I think it's a much simpler interpretation than the Copenhagen interpretation.

Here's an awesome discussion/debate between Carroll and a major MWI skeptic, David Albert: https://youtu.be/AglOFx6eySE

In this discussion, they cover what they consider "silly" and "important" criticisms of MWI. Respectfully, some of what you said in your comment is placed by them in the "silly" box.


The main criticism I have is that if we have no ability to ever travel between the different worlds or traverse them or transfer information between them, if we are for all intents and purposes stuck in one of these worlds, in our own "fate" so to speak, what practical purpose does a definition serve at all? It just seems like a handwaivy way of explaning all the weirdness that goes on in QM, to say "it happened in the other worlds from which we have split". I have watched some other Carroll's explanations and it is not clear that he sees this problem...

To me it seems there can be two purposes for creating a good interpretation: 1) make it more in line with most people's intuitive thinking about the world, to make them understand the theories better and faster and 2) make it easier to produce new scientific results, or predict other things.

So far I don't see how the MWI manages either of those better than the other models.


Consider that much of the universe is expanding away from us at greater than the speed of light. That is effectively another world already (without any possible information transfer) and all it requires is that you accept relativity + the expanding universe.
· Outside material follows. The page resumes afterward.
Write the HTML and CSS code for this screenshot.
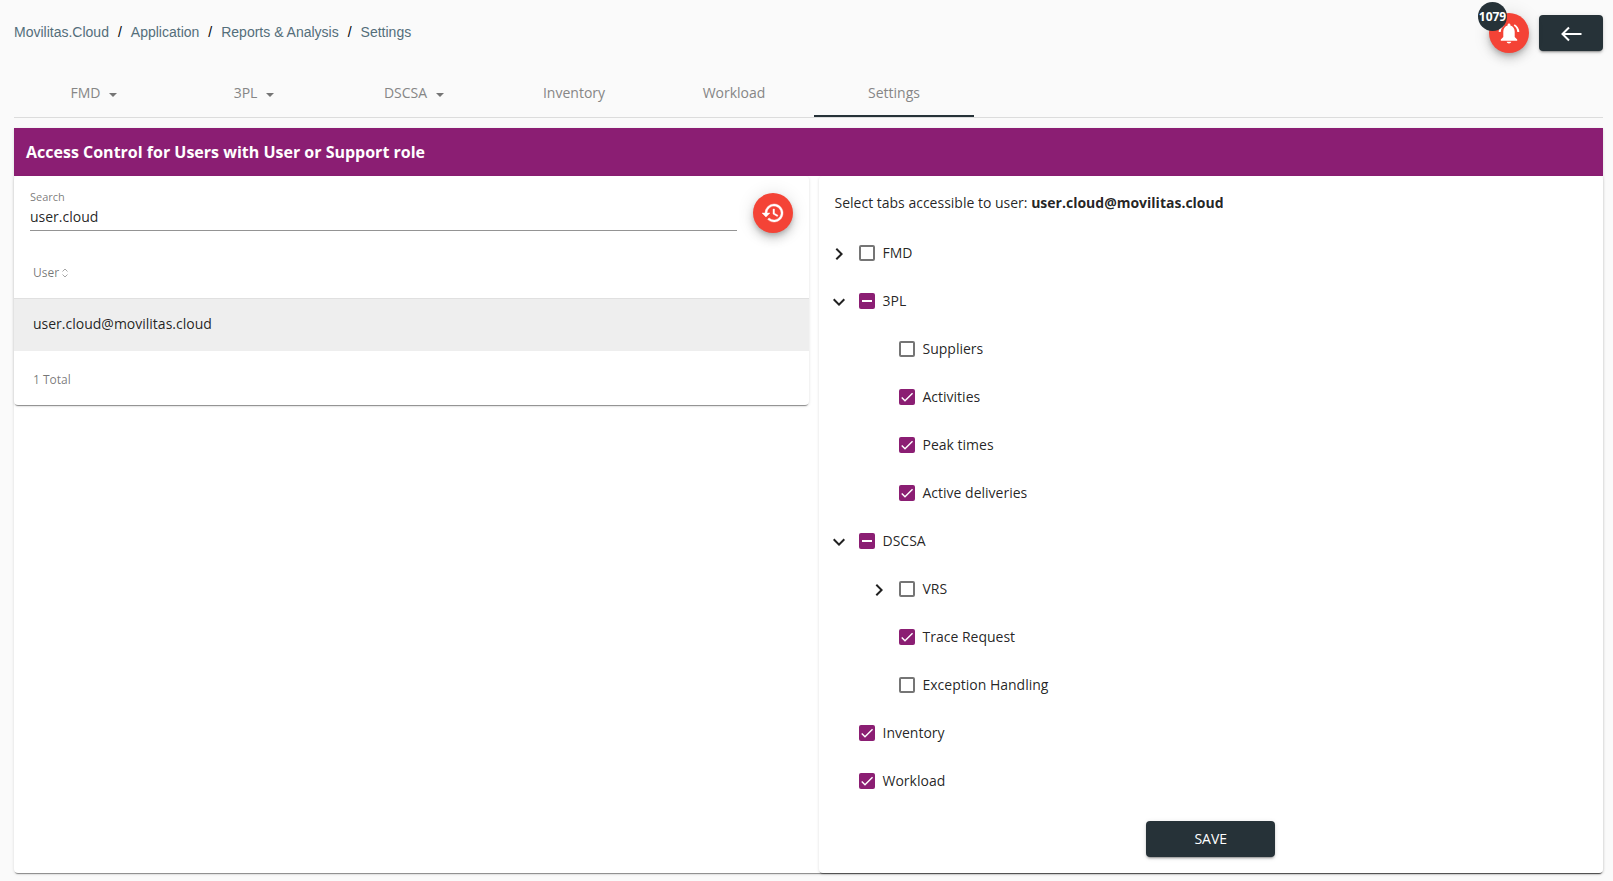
FILE: index.html
```html
<!DOCTYPE html>
<html lang="en">
<head>
<meta charset="utf-8">
<title>Settings - Movilitas.Cloud</title>
<link rel="stylesheet" href="styles.css">
</head>
<body>
<header class="topbar">
  <nav class="breadcrumb" aria-label="Breadcrumb">
    <a href="#">Movilitas.Cloud</a><span>/</span><a href="#">Application</a><span>/</span><a href="#">Reports &amp; Analysis</a><span>/</span><a href="#">Settings</a>
  </nav>
  <div class="actions">
    <button class="fab" type="button" aria-label="Notifications">
      <svg viewBox="0 0 24 24" width="24" height="24"><path fill="currentColor" d="M12 2.500c-.8 0-1.400.6-1.400 1.400v.7C8 5.300 6.300 7.700 6.300 10.500V16L3.800 18.500v1.200h16.400v-1.200L17.700 16v-5.500c0-2.800-1.700-5.200-4.300-5.900v-.7c0-.8-.6-1.400-1.400-1.400zM9.700 20.800h4.600c-.2 1.100-1.200 1.700-2.300 1.700s-2.100-.6-2.300-1.700z"/><path fill="none" stroke="currentColor" stroke-width="2" d="M6.800 4C4.400 5.400 2.900 7.900 2.700 11M17.200 4c2.400 1.400 3.900 3.900 4.100 7"/></svg>
      <span class="badge">1079</span>
    </button>
    <button class="btn btn-back" type="button" aria-label="Back">
      <svg viewBox="0 0 24 24" width="24" height="24" fill="none" stroke="currentColor" stroke-width="2"><path d="M22.500 12H4M10 5.500L3.500 12L10 18.500"/></svg>
    </button>
  </div>
</header>

<nav class="tabs" aria-label="Reports">
  <a class="tab" href="#">FMD<i class="caret"></i></a>
  <a class="tab" href="#">3PL<i class="caret"></i></a>
  <a class="tab" href="#">DSCSA<i class="caret"></i></a>
  <a class="tab" href="#">Inventory</a>
  <a class="tab" href="#">Workload</a>
  <a class="tab active" href="#" aria-current="page">Settings</a>
</nav>

<main class="card page">
  <h1 class="title">Access Control for Users with User or Support role</h1>
  <div class="columns">
    <section class="card users">
      <div class="search">
        <div class="field">
          <label for="search">Search</label>
          <input id="search" type="text" value="user.cloud">
        </div>
        <button class="fab" type="button" aria-label="Reset search">
          <svg viewBox="0 0 24 24" width="24" height="24" fill="currentColor" stroke="currentColor" stroke-width="0.400"><path d="M13 3a9 9 0 0 0-9 9H1l3.890 3.890.070.140L9 12H6a7 7 0 1 1 2.060 4.940l-1.420 1.420A9 9 0 1 0 13 3zm-1 5v5l4.280 2.540.720-1.210-3.500-2.080V8z"/></svg>
        </button>
      </div>
      <table class="table">
        <thead>
          <tr><th scope="col">User <svg class="sort" viewBox="0 0 6 10" width="6" height="10" fill="none" stroke="currentColor"><path d="M0.500 3.500L3 1L5.500 3.500M0.500 6.500L3 9L5.500 6.500"/></svg></th></tr>
        </thead>
        <tbody>
          <tr><td>user.cloud@movilitas.cloud</td></tr>
        </tbody>
        <tfoot>
          <tr><td>1 Total</td></tr>
        </tfoot>
      </table>
    </section>

    <section class="card access">
      <p class="intro">Select tabs accessible to user: <strong>user.cloud@movilitas.cloud</strong></p>
      <ul class="tree">
        <li>
          <div class="node"><button class="toggle" type="button" aria-label="Expand FMD"><svg viewBox="0 0 24 24" width="24" height="24"><path d="M10 6L8.590 7.410 13.170 12l-4.580 4.590L10 18l6-6z"/></svg></button><label><input type="checkbox">FMD</label></div>
        </li>
        <li>
          <div class="node"><button class="toggle" type="button" aria-label="Collapse 3PL"><svg viewBox="0 0 24 24" width="24" height="24"><path d="M16.590 8.590L12 13.170 7.410 8.590 6 10l6 6 6-6z"/></svg></button><label><input type="checkbox" class="partial">3PL</label></div>
          <ul>
            <li class="node leaf"><label><input type="checkbox">Suppliers</label></li>
            <li class="node leaf"><label><input type="checkbox" checked>Activities</label></li>
            <li class="node leaf"><label><input type="checkbox" checked>Peak times</label></li>
            <li class="node leaf"><label><input type="checkbox" checked>Active deliveries</label></li>
          </ul>
        </li>
        <li>
          <div class="node"><button class="toggle" type="button" aria-label="Collapse DSCSA"><svg viewBox="0 0 24 24" width="24" height="24"><path d="M16.590 8.590L12 13.170 7.410 8.590 6 10l6 6 6-6z"/></svg></button><label><input type="checkbox" class="partial">DSCSA</label></div>
          <ul>
            <li class="node"><button class="toggle" type="button" aria-label="Expand VRS"><svg viewBox="0 0 24 24" width="24" height="24"><path d="M10 6L8.590 7.410 13.170 12l-4.580 4.590L10 18l6-6z"/></svg></button><label><input type="checkbox">VRS</label></li>
            <li class="node leaf"><label><input type="checkbox" checked>Trace Request</label></li>
            <li class="node leaf"><label><input type="checkbox">Exception Handling</label></li>
          </ul>
        </li>
        <li class="node leaf"><label><input type="checkbox" checked>Inventory</label></li>
        <li class="node leaf"><label><input type="checkbox" checked>Workload</label></li>
      </ul>
      <button class="btn btn-save" type="button">SAVE</button>
    </section>
  </div>
</main>
<script src="script.js"></script>
</body>
</html>
```
FILE: script.js
```js
// A parent with only some children ticked shows the mixed state.
document.querySelectorAll(".partial").forEach(function (box) {
  box.indeterminate = true;
});
```
FILE: styles.css
```css
:root {
  --purple: #8b1e73;
  --dark: #263238;
  --red: #f44336;
  --text: rgba(0, 0, 0, 0.87);
  --muted: rgba(0, 0, 0, 0.54);
}

* {
  box-sizing: border-box;
}

body {
  margin: 0;
  padding: 0 10px 8px 14px;
  background: #fafafa;
  color: var(--text);
  font: 14px/20px "Open Sans", "Noto Sans", sans-serif;
}

a {
  color: inherit;
  text-decoration: none;
}

button,
input {
  font: inherit;
}

button {
  border: 0;
  padding: 0;
  cursor: pointer;
}

svg {
  display: block;
}

.card {
  background: #fff;
  border-radius: 4px;
  box-shadow: 0 2px 1px -1px rgba(0, 0, 0, 0.4), 0 1px 3px rgba(0, 0, 0, 0.14);
}

/* Top bar */
.topbar {
  display: flex;
  justify-content: space-between;
  align-items: flex-start;
  height: 69px;
  padding-top: 13px;
}

.breadcrumb {
  display: flex;
  gap: 9px;
  padding-top: 9px;
  color: #000;
  font-family: "Liberation Sans", Arial, sans-serif;
}

.breadcrumb a {
  color: #546e7a;
}

.actions {
  display: flex;
  align-items: center;
  gap: 10px;
}

.fab {
  position: relative;
  display: grid;
  place-items: center;
  flex: none;
  width: 40px;
  height: 40px;
  border-radius: 50%;
  background: var(--red);
  color: #fff;
  box-shadow: 0 3px 5px -1px rgba(0, 0, 0, 0.2), 0 6px 10px rgba(0, 0, 0, 0.14), 0 1px 18px rgba(0, 0, 0, 0.12);
}

.badge {
  position: absolute;
  top: -11px;
  left: -11px;
  width: 29px;
  border-radius: 50%;
  background: var(--dark);
  font-size: 12px;
  font-weight: 700;
  line-height: 29px;
  text-align: center;
}

.btn {
  display: grid;
  place-items: center;
  height: 36px;
  border-radius: 4px;
  background: var(--dark);
  color: #fff;
  box-shadow: 0 3px 1px -2px rgba(0, 0, 0, 0.2), 0 2px 2px rgba(0, 0, 0, 0.14), 0 1px 5px rgba(0, 0, 0, 0.12);
}

.btn-back {
  width: 64px;
  padding-top: 2px;
}

/* Tabs */
.tabs {
  display: flex;
  margin-bottom: 10px;
  border-bottom: 1px solid #dcdcdc;
}

.tab {
  display: flex;
  justify-content: center;
  align-items: center;
  width: 160px;
  height: 48px;
  padding-top: 2px;
  border-bottom: 2px solid transparent;
  color: #868686;
}

.tab.active {
  border-color: var(--dark);
}

.caret {
  margin: 4px 0 0 9px;
  border: 4px solid transparent;
  border-top-color: #757575;
  border-bottom: 0;
}

/* Page card */
.title {
  margin: 0;
  padding: 0 12px;
  background: var(--purple);
  color: #fff;
  font-size: 16px;
  line-height: 48px;
}

.page {
  border-radius: 0 0 4px 4px;
}

.columns {
  display: grid;
  grid-template-columns: 1fr calc(50% - 10px);
  gap: 10px;
  align-items: start;
}

.search {
  display: flex;
  align-items: flex-start;
  gap: 16px;
  padding: 17px 16px 0;
}

.field {
  flex: 1;
  display: flex;
  flex-direction: column;
  height: 38px;
  border-bottom: 1px solid #949494;
}

.field label {
  margin-top: -4px;
  color: var(--muted);
  font-size: 11px;
  line-height: 16px;
}

.field input {
  width: 100%;
  height: 22px;
  padding: 0;
  border: 0;
  outline: 0;
  background: none;
  color: var(--text);
}

.table {
  width: 100%;
  border-spacing: 0;
  text-align: left;
}

.table th,
.table td {
  padding: 0 19px;
}

.table th {
  height: 66px;
  padding-top: 14px;
  border-bottom: 1px solid #e0e0e0;
  color: var(--muted);
  font-size: 12px;
  font-weight: 400;
}

.table tbody td {
  height: 52px;
  padding-bottom: 2px;
  background: #eee;
}

.table tfoot td {
  height: 54px;
  padding-top: 4px;
  color: var(--muted);
  font-size: 12px;
}

.sort {
  display: inline-block;
  vertical-align: middle;
  color: #a6a6a6;
}

/* Access tree */
.access {
  padding-bottom: 16px;
}

.intro {
  margin: 0;
  padding: 17px 16px 16px;
}

.tree,
.tree ul {
  margin: 0;
  padding: 0;
  list-style: none;
}

.tree ul {
  padding-left: 40px;
}

.node {
  display: flex;
  align-items: center;
  height: 48px;
}

.leaf {
  padding-left: 40px;
}

.toggle {
  display: grid;
  place-items: center;
  width: 40px;
  height: 40px;
  padding-top: 2px;
  background: none;
}

.toggle path {
  fill: #212121;
}

.node label {
  display: flex;
  align-items: center;
  gap: 8px;
}

.node input {
  appearance: none;
  width: 16px;
  height: 16px;
  margin: 0;
  border: 2px solid #757575;
  border-radius: 2px;
}

.node input:checked,
.node input:indeterminate {
  border: 0;
  background: var(--purple) center / 16px no-repeat;
}

.node input:checked {
  background-image: url("data:image/svg+xml,%3Csvg xmlns='http://www.w3.org/2000/svg' viewBox='0 0 24 24'%3E%3Cpath d='M4.100 12.700L9 17.600L20.300 6.300' fill='none' stroke='white' stroke-width='2.130'/%3E%3C/svg%3E");
}

.node input:indeterminate {
  background-image: url("data:image/svg+xml,%3Csvg xmlns='http://www.w3.org/2000/svg' viewBox='0 0 16 16'%3E%3Cpath d='M3 8H13' stroke='white' stroke-width='2'/%3E%3C/svg%3E");
}

.btn-save {
  width: 129px;
  margin: 16px auto 0;
  font-weight: 500;
}
```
Many worlds isn't the universe forking. It is more straightforward to think of the other worlds as probability spaces. The probability space simply divides as we call each division a "world".


Once you start calling physical particles "probabilities", how is that easier to understand than the standard model's probability amplitudes?


I figured probabilities are slightly more intuitive to most, but you're right that it is more correct to call them probability amplitudes described by complex numbers.